For decades, ENISO12205 test has been used to evaluate the long term storage stability of diesel fuels. Nowadays, new biocomponents especially FAME has increased the need to create faster and more appropriate test method to measure the long term storage stability. Developments in engine technology have also raised the need to create a new method to evaluate the thermal stability of diesel fuels. These new methods should have correlation to field experience. As an example it has been shown that Rancimat (EN15751) and PetroOXY EN16091 have a correlation when fuel contains more than 2% FAME. Rancimat is not applicable for FAME free fuels, so correlation based PetroOXY limit should be limited to fuels containing more than 2 vol% FAME. Study on oxidation stability test methods and their correlation to real life were continued and deepened (part 1: SAE 2013-01-2678). ENISO12205 and PetroOXY EN16091 test methods did not have a correlation according to the earlier studies.
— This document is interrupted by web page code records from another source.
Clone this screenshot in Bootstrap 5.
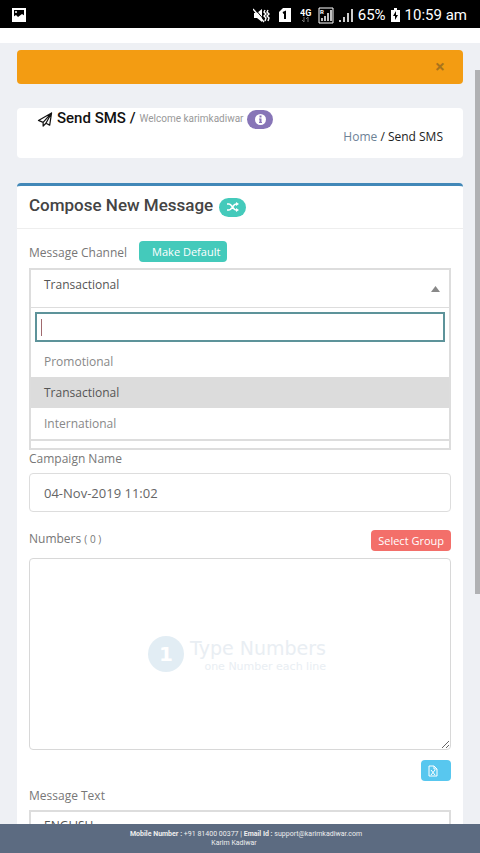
<!DOCTYPE html>
<html lang="en">
<head>
<meta charset="utf-8">
<meta name="viewport" content="width=device-width, initial-scale=1">
<title>Send SMS</title>
<link href="https://cdn.jsdelivr.net/npm/bootstrap@5.3.0/dist/css/bootstrap.min.css" rel="stylesheet">
<style>
body{font-family:"Open Sans","Noto Sans",sans-serif;font-size:12px;line-height:20px;color:#777;background:#eef0f4}
.screen{height:100vh}
.statusbar{height:28px;padding:2px 13px 0 12px;gap:5px;font:15px/26px Roboto,sans-serif}
.topstrip{height:15px}
.page{padding:7px 17px 0}
.notice{height:34px;padding:0 14px;background:#f39c12;border-radius:4px;margin-bottom:24px}
.notice button{color:#a8731c;font:bold 18px/34px "Open Sans",sans-serif;height:36px}
.crumbs{height:50px;padding:0 20px;border-radius:4px;margin-bottom:25px;color:#222}
.title-row{height:21px;gap:4px}
.crumbs h1{font:500 15px/20px Roboto,sans-serif;color:#111}
.crumbs small{font:10px/22px Roboto,sans-serif;color:#999}
.crumbs nav{line-height:16px}
.crumbs a{color:#6d8296}
.tag{height:19px;border-radius:10px}
.tag-info{width:26px;background:#8775b7}
.tag-mix{width:27px;background:#44cabb}
.panel{border-top:3px solid #4288b8;border-radius:4px 4px 0 0}
.panel-head{height:43px;padding:0 12px;border-bottom:1px solid #eee;gap:6px}
.panel-head h2{font:500 17px/40px Roboto,sans-serif;color:#444}
.panel-body{padding:0 12px}
.small-btn{height:21px;padding:0 7px;border:0;border-radius:4px;font-size:11px;line-height:20px;color:#fff}
.teal{background:#44cabb;padding-left:13px}
.red{background:#f36f6a}
.blue{width:30px;background:#58c7ef}
.frame{border:2px solid #ddd;padding-bottom:7px}
.picker-value{height:37px;padding:0 9px 0 13px;color:#555;line-height:30px}
.picker-list{border:solid #ddd;border-width:1px 0 2px;padding-top:4px}
.picker-list input{height:30px;border:2px solid #5d939a;padding:0 4px;margin:0 4px 4px;width:calc(100% - 8px);caret-color:transparent;background:linear-gradient(#a06a6e,#a06a6e) 4px 5px/1px 17px no-repeat}
.picker-list input:focus{outline:0}
.option{height:31px;padding:0 13px;line-height:32px;color:#888}
.option.active{background:#dcdcdc;color:#555}
.field{height:39px;border:1px solid #ddd;border-radius:4px;padding:0 14px;color:#666;font-size:13px}
.numbers{height:192px;border:1px solid #d8d8d8;border-radius:4px;background:none}
.hint{color:#e9eef3;pointer-events:none;gap:6px;padding-right:6px}
.hint b{width:36px;height:36px;border-radius:18px;background:#e2edf4;color:#fff;font:bold 20px/36px "DejaVu Sans",sans-serif}
.hint span{font:19px/24px "DejaVu Sans",sans-serif}
.hint em{font:11px/13px "DejaVu Sans",sans-serif}
.language{height:39px;border:2px solid #ddd;padding:0 13px 8px;color:#555;background:#fff;appearance:none}
.foot{height:29px;padding-top:6px;background:#5c6b81;color:#eee;font:7px/9px Roboto,sans-serif}
.foot a{color:#eee}
.foot-contact{padding-left:12px}
.foot-owner{padding-right:12px}
.scroller{width:5px;height:524px;top:70px;background:#b0b1b3}
.row-channel{height:39px;gap:12px;padding-top:12px}
.row-channel label{line-height:24px}
.row-campaign{height:23px;line-height:18px}
.row-numbers{height:46px;padding-top:18px}
.row-numbers label{line-height:18px}
.row-numbers small{font-size:10px}
.row-excel{height:31px;padding-top:10px}
.row-text{height:29px;padding-top:5px}
</style>
</head>
<body>
<div class="screen position-relative overflow-hidden">
<header class="statusbar bg-black text-white d-flex align-items-center">
<svg class="me-auto" width="14" height="14" viewBox="0 0 14 14"><path d="M1 1h12v12H1z" fill="#000" stroke="#fff" stroke-width="2"/><path d="M1 12V9l3-2 2 2 4-3 3 2v5H1z" fill="#fff"/><circle cx="4" cy="4" r="1" fill="#fff"/></svg>
<svg width="17" height="15" viewBox="0 0 17 15"><path d="M1 5h3l5-4v13l-5-4H1z" fill="#fff"/><path d="M2 1l10 12" stroke="#000"/><path d="M0 1l11 13M12 2l-1 2 2 2-2 2 2 2-1 3M15 2l-1 2 2 2-2 2 2 2-1 3" fill="none" stroke="#fff" stroke-width="1.400"/></svg>
<svg width="12" height="14" viewBox="0 0 12 14" class="ms-1"><path d="M4 0h8v14H0V4z" fill="#fff"/><path d="M4 5l2-1v7" fill="none" stroke="#000" stroke-width="2"/></svg>
<svg class="ms-1" width="13" height="15" viewBox="0 0 13 15"><text x="0" y="8" font-family="Roboto" font-weight="700" font-size="9" fill="#fff">4G</text><path d="M4 9v5M2 12l2 2M8 14V9l-2 2" stroke="#777" fill="none"/></svg>
<svg width="16" height="17" viewBox="0 0 16 17"><path d="M1 1h14v15H1z" fill="none" stroke="#fff"/><text x="2" y="7" font-family="Roboto" font-weight="700" font-size="6" fill="#fff">R</text><path d="M4 14v-3M7 14V9M10 14V6M13 14V3" stroke="#fff" stroke-width="1.500"/></svg>
<svg width="14" height="15" viewBox="0 0 14 15"><path d="M1 14v-2M5 14V9M9 14V5M13 14V1" stroke="#fff" stroke-width="1.600"/></svg>
<span>65%</span>
<svg width="9" height="14" viewBox="0 0 9 14"><path d="M3 0h3v2h3v12H0V2h3z" fill="#fff"/><path d="M5 3L2 8h2v4l3-5H5z" fill="#000"/></svg>
<span>10:59 am</span>
</header>
<div class="topstrip bg-white"></div>
<main class="page">
<div class="notice d-flex justify-content-end align-items-center" role="alert"><button type="button" class="border-0 bg-transparent p-0 px-1 pb-1" aria-label="Close">×</button></div>
<section class="crumbs bg-white">
<div class="title-row d-flex align-items-start">
<svg class="mt-1" width="16" height="15" viewBox="0 0 16 16" fill="none" stroke="#111" stroke-width="1.300" stroke-linejoin="round"><path d="M1 9L15 1l-2 13-4-2-3 3v-4zM6 11l9-10-6 11"/></svg>
<h1 class="m-0">Send SMS /</h1><small>Welcome karimkadiwar</small>
<span class="tag tag-info d-flex align-items-center justify-content-center align-self-end"><svg width="11" height="11" viewBox="0 0 11 11"><circle cx="5.500" cy="5.500" r="5.500" fill="#fff"/><path d="M4.500 1.500h2v2h-2zM4 4.500h2.500v3.500H7v1H4V8h.5V5.500H4z" fill="#8775b7"/></svg></span>
</div>
<nav class="text-end" aria-label="Breadcrumb"><a href="#" class="text-decoration-none">Home</a> / Send SMS</nav>
</section>
<section class="panel bg-white">
<div class="panel-head d-flex align-items-center pb-1"><h2 class="m-0">Compose New Message</h2><span class="tag tag-mix d-flex align-items-center justify-content-center mt-1"><svg width="12" height="10" viewBox="0 0 12 10" fill="none" stroke="#fff" stroke-width="1.500"><path d="M0 2h2c3 0 4 6 7 6h1M0 8h2c3 0 4-6 7-6h1"/><path d="M9 0l3 2-3 2zM9 6l3 2-3 2z" fill="#fff" stroke="none"/></svg></span></div>
<div class="panel-body">
<div class="row-channel d-flex"><label for="channel">Message Channel</label><button type="button" class="small-btn teal">Make Default</button></div>
<div class="frame">
<button id="channel" type="button" role="combobox" aria-expanded="true" aria-controls="channels" class="picker-value w-100 border-0 bg-white d-flex justify-content-between"><span>Transactional</span><svg class="align-self-center" width="9" height="6" viewBox="0 0 9 6"><path d="M0 6l4.500-6L9 6z" fill="#888"/></svg></button>
<div class="picker-list">
<input type="text" aria-label="Search channels" autofocus>
<div id="channels" role="listbox">
<div class="option" role="option">Promotional</div>
<div class="option active" role="option" aria-selected="true">Transactional</div>
<div class="option" role="option">International</div>
</div>
</div>
</div>
<div class="row-campaign"><label for="campaign">Campaign Name</label></div>
<input id="campaign" class="field w-100 d-block" type="text" value="04-Nov-2019 11:02">
<div class="row-numbers d-flex justify-content-between align-items-start"><label for="numbers">Numbers <small>( 0 )</small></label><button type="button" class="small-btn red">Select Group</button></div>
<div class="position-relative">
<textarea id="numbers" class="numbers w-100 d-block"></textarea>
<div class="hint position-absolute top-0 start-0 w-100 h-100 d-flex align-items-center justify-content-center"><b class="text-center">1</b><div class="d-flex flex-column align-items-end"><span>Type Numbers</span><em>one Number each line</em></div></div>
</div>
<div class="row-excel text-end"><button type="button" class="small-btn blue d-inline-flex align-items-center" aria-label="Import from Excel"><svg width="10" height="12" viewBox="0 0 10 12" fill="none" stroke="#fff"><path d="M1 1h5l3 3v7H1zM6 1v3h3M3 5l4 5M7 5l-4 5"/></svg></button></div>
<div class="row-text"><label for="language">Message Text</label></div>
<select id="language" class="language w-100 d-block"><option>ENGLISH</option></select>
</div>
</section>
</main>
<div class="scroller position-absolute end-0"></div>
</div>
<footer class="foot fixed-bottom text-center"><div class="foot-contact"><b>Mobile Number :</b> +91 81400 00377 | <b>Email Id :</b> <a href="mailto:support@karimkadiwar.com" class="text-decoration-none">support@karimkadiwar.com</a></div><div class="foot-owner">Karim Kadiwar</div></footer>
<script src="https://cdn.jsdelivr.net/npm/bootstrap@5.3.0/dist/js/bootstrap.bundle.min.js"></script>
</body>
</html>
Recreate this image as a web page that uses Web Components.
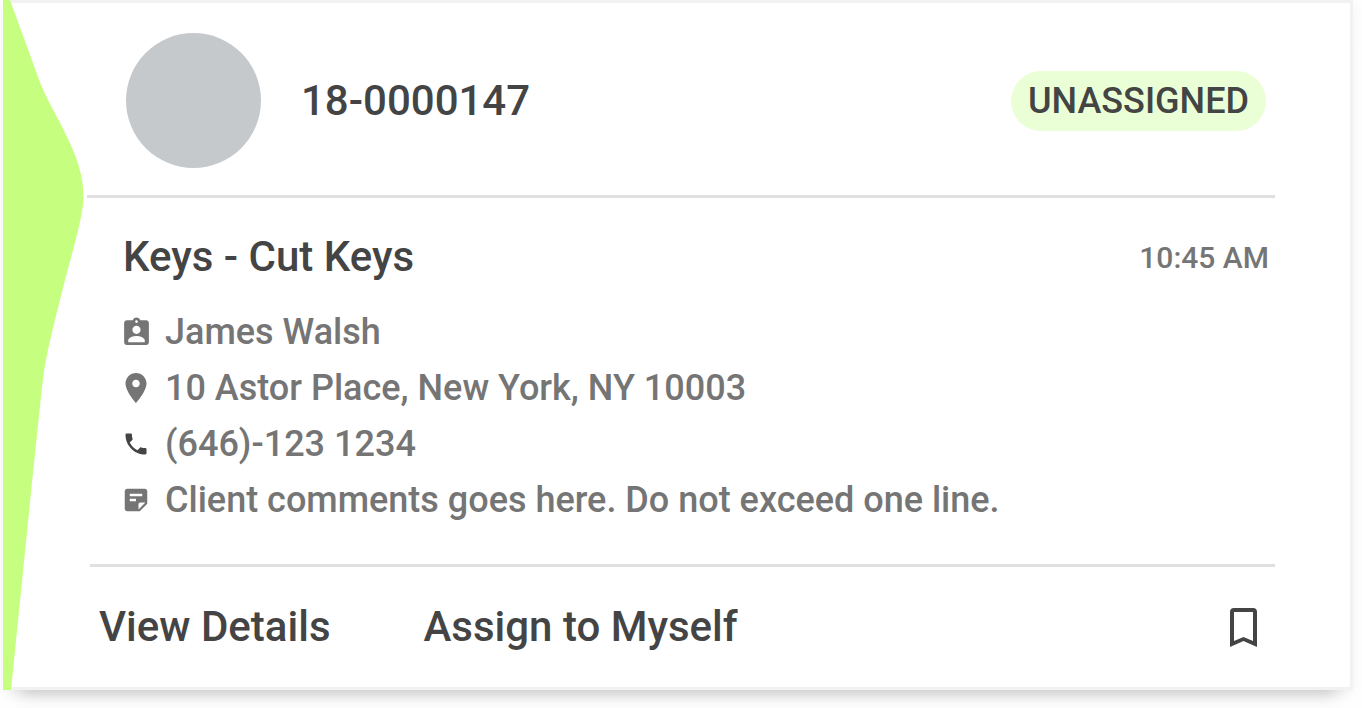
<!DOCTYPE html>
<html lang="en">
<head>
<meta charset="utf-8">
<meta name="viewport" content="width=device-width, initial-scale=1">
<title>Ticket 18-0000147</title>
<style>

    body {
        margin: 0;
        background: #fefefe;
        color: #444;
        font-family: Roboto, "Liberation Sans", sans-serif;
        font-weight: 500;
    }

</style>
</head>
<body>

<ticket-card>

    <ticket-header slot="header">
        18-0000147
        <status-badge slot="status">UNASSIGNED</status-badge>
    </ticket-header>

    <ticket-summary>
        Keys - Cut Keys
        <time slot="time" datetime="10:45">10:45 AM</time>
    </ticket-summary>

    <ticket-detail icon="person">James Walsh</ticket-detail>
    <ticket-detail icon="place">10 Astor Place, New York, NY 10003</ticket-detail>
    <ticket-detail icon="phone">(646)-123 1234</ticket-detail>
    <ticket-detail icon="note">Client comments goes here. Do not exceed one line.</ticket-detail>

    <ticket-actions slot="actions"></ticket-actions>

</ticket-card>

<script>

const icons = {

    person: `<svg width="33" height="33" viewBox="0 0 24 24" fill="#757575" aria-hidden="true">
        <path d="M19 3h-4.18C14.4 1.84 13.3 1 12 1c-1.3 0-2.4.84-2.82 2H5c-1.1 0-2 .9-2 2v14c0 1.1.9 2 2 2h14c1.1 0 2-.9 2-2V5c0-1.1-.9-2-2-2zm-7 0c.55 0 1 .45 1 1s-.45 1-1 1-1-.45-1-1 .45-1 1-1zm0 4c1.66 0 3 1.34 3 3s-1.34 3-3 3-3-1.34-3-3 1.34-3 3-3zm6 12H6v-1.4c0-2 4-3.1 6-3.1s6 1.1 6 3.1V19z"/>
    </svg>`,

    place: `<svg width="36" height="36" viewBox="0 0 24 24" fill="#757575" aria-hidden="true">
        <path d="M12 2C8.13 2 5 5.13 5 9c0 5.25 7 13 7 13s7-7.75 7-13c0-3.87-3.13-7-7-7zm0 9.5c-1.38 0-2.5-1.12-2.5-2.5s1.12-2.5 2.5-2.5 2.5 1.12 2.5 2.5-1.12 2.5-2.5 2.5z"/>
    </svg>`,

    phone: `<svg width="28" height="28" viewBox="0 0 24 24" fill="#444" aria-hidden="true">
        <path d="M6.62 10.79c1.44 2.83 3.76 5.14 6.59 6.59l2.2-2.2c.27-.27.67-.36 1.02-.24 1.12.37 2.33.57 3.57.57.55 0 1 .45 1 1V20c0 .55-.45 1-1 1-9.39 0-17-7.61-17-17 0-.55.45-1 1-1h3.5c.55 0 1 .45 1 1 0 1.25.2 2.45.57 3.57.11.35.03.74-.25 1.02l-2.2 2.2z"/>
    </svg>`,

    note: `<svg width="30" height="30" viewBox="0 0 24 24" fill="#757575" aria-hidden="true">
        <path fill-rule="evenodd" d="M5 3h14c1.1 0 2 .9 2 2v10l-6 6H5c-1.1 0-2-.9-2-2V5c0-1.1.9-2 2-2zM7 7v2h10V7zM7 11v2h5v-2zM14 19.5 19.5 14H15.5c-.8 0-1.5.7-1.5 1.5z"/>
    </svg>`,

    bookmark: `<svg width="27" height="39" viewBox="0 0 27 39" fill="#444" aria-hidden="true">
        <path fill-rule="evenodd" d="M4 0H23a4 4 0 0 1 4 4V39L13.5 33 0 39V4a4 4 0 0 1 4-4zM4 4V33L13.5 29 23 33V4z"/>
    </svg>`
};

function define(name, html) {

    const template = document.createElement("template");

    template.innerHTML = html;

    customElements.define(name, class extends HTMLElement {

        constructor() {

            super();

            this.attachShadow({ mode: "open" });

            this.shadowRoot.appendChild(
                template.content.cloneNode(true)
            );
        }
    });
}

define("ticket-card", `

    <style>

        :host {
            display: block;
            padding: 0 9px 18px 3px;
        }

        article {
            display: grid;
            grid-template-columns: 81px 1fr;
            background: white;
            box-shadow:
                inset 0 0 0 3px #f2f2f2,
                0 20px 16px -16px rgba(0, 0, 0, 0.2),
                0 3px 12px rgba(0, 0, 0, 0.05);
        }

        /* the wave stretches with the height of the card */
        .wave {
            width: 100%;
            height: 100%;
            min-height: 0;
            contain: size;
            display: block;
            fill: #c6ff80;
        }

        .content {
            padding: 3px 78px 3px 3px;
        }

        .details {
            padding: 32px 0 36px 36px;
            border-top: 3px solid #e0e0e0;
        }

    </style>

    <article>

        <svg class="wave" viewBox="0 0 81 690" preserveAspectRatio="none" aria-hidden="true">
            <path d="M0 0H7L34 74C41 96 55 117 63 135C74 157 80.5 176 80.5 197C80.5 218 66 262 57 300C50 328 42 358 39 387L30 473L8 690H0Z"/>
        </svg>

        <div class="content">

            <slot name="header"></slot>

            <div class="details">
                <slot></slot>
            </div>

            <slot name="actions"></slot>

        </div>

    </article>
`);

define("ticket-header", `

    <style>

        :host {
            display: block;
        }

        header {
            display: flex;
            align-items: center;
            gap: 40px;
            padding: 30px 9px 27px 39px;
        }

        .avatar {
            flex: none;
            width: 135px;
            height: 135px;
            border-radius: 50%;
            background: #c6c9cc;
        }

        h1 {
            flex: 1;
            margin: 0;
            font-size: 42px;
            line-height: 48px;
            font-weight: 500;
        }

    </style>

    <header>
        <div class="avatar"></div>
        <h1><slot></slot></h1>
        <slot name="status"></slot>
    </header>
`);

define("status-badge", `

    <style>

        :host {
            display: block;
            padding: 0 17px;
            border-radius: 30px;
            background: #ebffd6;
            font-size: 36px;
            line-height: 60px;
        }

    </style>

    <slot></slot>
`);

define("ticket-summary", `

    <style>

        :host {
            display: flex;
            align-items: center;
            justify-content: space-between;
            padding: 0 6px 20px 0;
        }

        h2 {
            margin: 0;
            font-size: 42px;
            line-height: 54px;
            font-weight: 500;
        }

        ::slotted(time) {
            color: #757575;
            font-size: 30px;
        }

    </style>

    <h2><slot></slot></h2>
    <slot name="time"></slot>
`);

define("ticket-actions", `

    <style>

        :host {
            display: flex;
            align-items: center;
            margin-left: 3px;
            padding: 0 18px 0 9px;
            border-top: 3px solid #e0e0e0;
            min-height: 120px;
            gap: 93px;
        }

        button {
            padding: 0;
            border: 0;
            background: none;
            color: inherit;
            font: inherit;
            font-size: 42px;
            line-height: 48px;
            cursor: pointer;
        }

        .save {
            display: flex;
            margin-left: auto;
        }

    </style>

    <button type="button">View Details</button>
    <button type="button">Assign to Myself</button>
    <button type="button" class="save" aria-label="Bookmark">${icons.bookmark}</button>
`);

class TicketDetail extends HTMLElement {

    constructor() {

        super();

        this.attachShadow({ mode: "open" });
    }

    connectedCallback() {

        this.shadowRoot.innerHTML = `

            <style>

                :host {
                    display: flex;
                    align-items: center;
                    gap: 11px;
                    margin-left: -5px;
                    color: #757575;
                    font-size: 36px;
                    line-height: 56px;
                }

                .icon {
                    flex: none;
                    display: flex;
                    justify-content: center;
                    width: 36px;
                }

            </style>

            <span class="icon">${icons[this.getAttribute("icon")]}</span>
            <span><slot></slot></span>
        `;
    }
}

customElements.define("ticket-detail", TicketDetail);

</script>

</body>
</html>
Cold operability is estimated by fuel's cold filter plugging point (CFPP). However, correlation of CFPP with diesel vehicle performance originates from a period when simple in-line or distributor fuel injection systems were applied and fuels did not contain biocomponents. Today, common rail fuel injection systems are used and there seem to be remarkable differences in their design between vehicle models. Seven cars were tested in a climate chamber. The best cars operated down to 8°C below fuel's CFPP but the worst get into problems 5°C above CFPP with the same fuel. It is challenging to define what CFPP is needed in order to guarantee trouble-free winter performance because there are big differences between car models. It is fundamental to get the fuel temperature of a vehicle's fuel filter above the fuel's cloud point during driving, and this depends on fuel system design factors, such as location and size of fuel filter and fuel heater if it is used.